------ Records for this exercise ------

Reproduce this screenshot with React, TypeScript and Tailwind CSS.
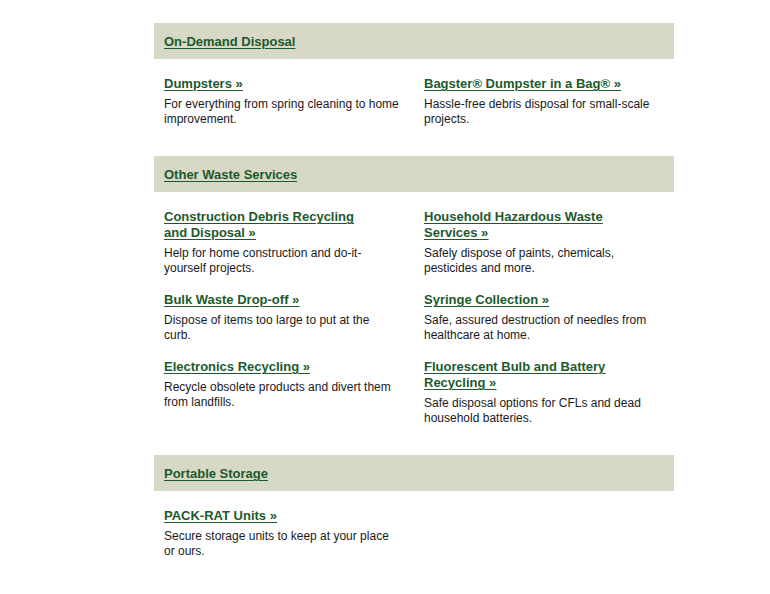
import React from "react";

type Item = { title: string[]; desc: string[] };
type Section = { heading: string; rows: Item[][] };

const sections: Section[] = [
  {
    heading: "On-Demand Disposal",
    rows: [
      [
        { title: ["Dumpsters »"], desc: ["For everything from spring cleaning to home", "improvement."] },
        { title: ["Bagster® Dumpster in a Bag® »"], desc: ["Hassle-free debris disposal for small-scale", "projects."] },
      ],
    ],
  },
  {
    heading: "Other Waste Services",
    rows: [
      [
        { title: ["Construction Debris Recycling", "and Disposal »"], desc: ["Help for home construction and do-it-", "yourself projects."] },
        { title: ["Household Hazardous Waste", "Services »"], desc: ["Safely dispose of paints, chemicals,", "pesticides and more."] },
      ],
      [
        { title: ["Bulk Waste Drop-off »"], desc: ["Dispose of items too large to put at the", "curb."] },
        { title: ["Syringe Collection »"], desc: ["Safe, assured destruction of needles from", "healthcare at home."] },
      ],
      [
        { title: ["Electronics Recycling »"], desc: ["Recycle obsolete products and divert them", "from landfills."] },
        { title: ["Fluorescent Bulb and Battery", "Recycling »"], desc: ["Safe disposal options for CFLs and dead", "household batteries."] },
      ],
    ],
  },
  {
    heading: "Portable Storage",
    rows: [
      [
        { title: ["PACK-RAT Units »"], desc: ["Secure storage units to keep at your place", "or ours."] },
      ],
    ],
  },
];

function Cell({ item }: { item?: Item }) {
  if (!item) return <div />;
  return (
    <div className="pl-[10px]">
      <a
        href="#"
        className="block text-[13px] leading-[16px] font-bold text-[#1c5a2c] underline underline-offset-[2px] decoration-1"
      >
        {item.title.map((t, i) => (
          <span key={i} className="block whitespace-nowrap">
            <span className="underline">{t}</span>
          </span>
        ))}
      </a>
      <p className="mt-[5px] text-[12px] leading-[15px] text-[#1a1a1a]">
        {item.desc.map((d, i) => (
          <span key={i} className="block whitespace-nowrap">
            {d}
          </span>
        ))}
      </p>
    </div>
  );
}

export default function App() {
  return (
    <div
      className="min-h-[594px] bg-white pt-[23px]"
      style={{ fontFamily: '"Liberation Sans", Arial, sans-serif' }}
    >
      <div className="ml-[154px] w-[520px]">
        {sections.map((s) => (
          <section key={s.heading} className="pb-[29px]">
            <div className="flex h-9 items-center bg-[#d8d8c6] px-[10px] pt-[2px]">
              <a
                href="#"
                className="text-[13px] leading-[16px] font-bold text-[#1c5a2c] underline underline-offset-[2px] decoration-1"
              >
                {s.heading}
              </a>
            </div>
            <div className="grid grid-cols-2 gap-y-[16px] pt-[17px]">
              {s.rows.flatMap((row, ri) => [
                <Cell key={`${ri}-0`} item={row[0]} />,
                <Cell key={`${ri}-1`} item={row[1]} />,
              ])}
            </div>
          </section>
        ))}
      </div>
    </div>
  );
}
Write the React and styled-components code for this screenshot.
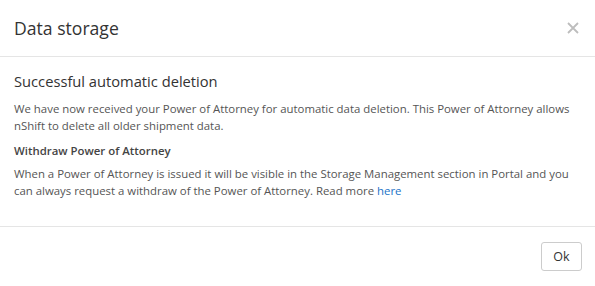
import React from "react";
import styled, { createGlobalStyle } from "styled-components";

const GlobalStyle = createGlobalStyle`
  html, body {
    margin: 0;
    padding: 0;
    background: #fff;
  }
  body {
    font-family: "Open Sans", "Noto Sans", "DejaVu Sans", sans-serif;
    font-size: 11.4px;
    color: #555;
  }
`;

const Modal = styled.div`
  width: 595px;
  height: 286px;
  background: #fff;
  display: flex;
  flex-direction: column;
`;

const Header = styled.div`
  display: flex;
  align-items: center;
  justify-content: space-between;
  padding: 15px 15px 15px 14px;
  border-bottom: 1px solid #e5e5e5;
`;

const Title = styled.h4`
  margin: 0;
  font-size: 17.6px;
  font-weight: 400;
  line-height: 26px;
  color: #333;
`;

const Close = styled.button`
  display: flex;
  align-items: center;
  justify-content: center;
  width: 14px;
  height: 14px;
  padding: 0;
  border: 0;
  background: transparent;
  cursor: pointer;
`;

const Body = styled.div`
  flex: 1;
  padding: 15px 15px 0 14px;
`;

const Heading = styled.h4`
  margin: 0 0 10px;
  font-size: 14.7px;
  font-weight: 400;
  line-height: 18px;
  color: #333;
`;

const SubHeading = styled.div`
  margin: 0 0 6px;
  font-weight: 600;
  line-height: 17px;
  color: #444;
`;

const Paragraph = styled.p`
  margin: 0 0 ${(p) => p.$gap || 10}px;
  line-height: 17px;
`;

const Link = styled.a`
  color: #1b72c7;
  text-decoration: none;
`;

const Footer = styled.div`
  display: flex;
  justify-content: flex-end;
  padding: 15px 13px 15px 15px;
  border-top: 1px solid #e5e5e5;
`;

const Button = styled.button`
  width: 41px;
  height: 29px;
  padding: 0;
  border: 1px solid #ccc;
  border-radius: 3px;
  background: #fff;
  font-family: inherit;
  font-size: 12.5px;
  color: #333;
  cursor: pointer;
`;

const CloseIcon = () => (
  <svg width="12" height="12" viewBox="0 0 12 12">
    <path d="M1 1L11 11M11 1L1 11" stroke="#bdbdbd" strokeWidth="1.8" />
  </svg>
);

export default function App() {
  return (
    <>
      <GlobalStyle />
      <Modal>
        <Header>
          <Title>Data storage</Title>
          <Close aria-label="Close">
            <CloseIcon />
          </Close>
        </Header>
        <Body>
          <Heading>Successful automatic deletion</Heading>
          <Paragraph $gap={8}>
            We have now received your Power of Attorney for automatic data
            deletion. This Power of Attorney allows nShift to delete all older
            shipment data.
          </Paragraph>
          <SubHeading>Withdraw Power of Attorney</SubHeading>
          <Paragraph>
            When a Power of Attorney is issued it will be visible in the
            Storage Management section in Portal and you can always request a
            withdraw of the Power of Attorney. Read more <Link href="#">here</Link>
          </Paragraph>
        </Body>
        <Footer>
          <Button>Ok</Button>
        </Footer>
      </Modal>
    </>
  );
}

------

#### Exercise
Copy, word for word, the entries above from the first line to the line that holds "string; rows: Item[][]". Drop the pictures.

#### Answer to the exercise
Reproduce this screenshot with React, TypeScript and Tailwind CSS.
import React from "react";

type Item = { title: string[]; desc: string[] };
type Section = { heading: string; rows: Item[][] };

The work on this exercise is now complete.